# PROVIDED MATERIAL:
:::::

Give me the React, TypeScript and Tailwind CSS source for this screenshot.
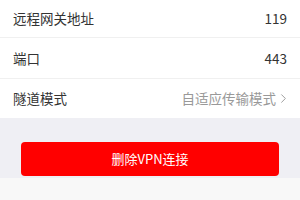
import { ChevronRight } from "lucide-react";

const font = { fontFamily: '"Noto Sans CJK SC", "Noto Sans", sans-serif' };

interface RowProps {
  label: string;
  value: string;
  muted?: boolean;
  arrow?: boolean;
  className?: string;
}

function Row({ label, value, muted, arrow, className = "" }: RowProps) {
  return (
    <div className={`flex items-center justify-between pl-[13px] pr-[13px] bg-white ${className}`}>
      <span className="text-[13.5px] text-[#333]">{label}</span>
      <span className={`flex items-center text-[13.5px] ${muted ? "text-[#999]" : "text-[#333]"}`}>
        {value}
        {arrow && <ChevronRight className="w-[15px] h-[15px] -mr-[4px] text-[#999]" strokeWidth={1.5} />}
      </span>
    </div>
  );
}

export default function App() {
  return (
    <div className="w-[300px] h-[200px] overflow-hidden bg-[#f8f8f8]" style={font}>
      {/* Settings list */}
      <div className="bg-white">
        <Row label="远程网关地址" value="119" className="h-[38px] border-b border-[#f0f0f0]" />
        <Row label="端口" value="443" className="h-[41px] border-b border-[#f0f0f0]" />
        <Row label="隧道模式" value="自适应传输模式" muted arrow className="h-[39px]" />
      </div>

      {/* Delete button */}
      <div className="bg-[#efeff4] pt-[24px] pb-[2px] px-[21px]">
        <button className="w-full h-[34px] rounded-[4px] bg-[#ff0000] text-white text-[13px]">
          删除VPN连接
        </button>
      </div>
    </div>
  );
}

:::::

# WHAT NEEDS TO BE DONE:
Copy out the whole listing exactly, and don't carry over any pictures.

# OUTPUT BELOW:
Give me the React, TypeScript and Tailwind CSS source for this screenshot.
import { ChevronRight } from "lucide-react";

const font = { fontFamily: '"Noto Sans CJK SC", "Noto Sans", sans-serif' };

interface RowProps {
  label: string;
  value: string;
  muted?: boolean;
  arrow?: boolean;
  className?: string;
}

function Row({ label, value, muted, arrow, className = "" }: RowProps) {
  return (
    <div className={`flex items-center justify-between pl-[13px] pr-[13px] bg-white ${className}`}>
      <span className="text-[13.5px] text-[#333]">{label}</span>
      <span className={`flex items-center text-[13.5px] ${muted ? "text-[#999]" : "text-[#333]"}`}>
        {value}
        {arrow && <ChevronRight className="w-[15px] h-[15px] -mr-[4px] text-[#999]" strokeWidth={1.5} />}
      </span>
    </div>
  );
}

export default function App() {
  return (
    <div className="w-[300px] h-[200px] overflow-hidden bg-[#f8f8f8]" style={font}>
      {/* Settings list */}
      <div className="bg-white">
        <Row label="远程网关地址" value="119" className="h-[38px] border-b border-[#f0f0f0]" />
        <Row label="端口" value="443" className="h-[41px] border-b border-[#f0f0f0]" />
        <Row label="隧道模式" value="自适应传输模式" muted arrow className="h-[39px]" />
      </div>

      {/* Delete button */}
      <div className="bg-[#efeff4] pt-[24px] pb-[2px] px-[21px]">
        <button className="w-full h-[34px] rounded-[4px] bg-[#ff0000] text-white text-[13px]">
          删除VPN连接
        </button>
      </div>
    </div>
  );
}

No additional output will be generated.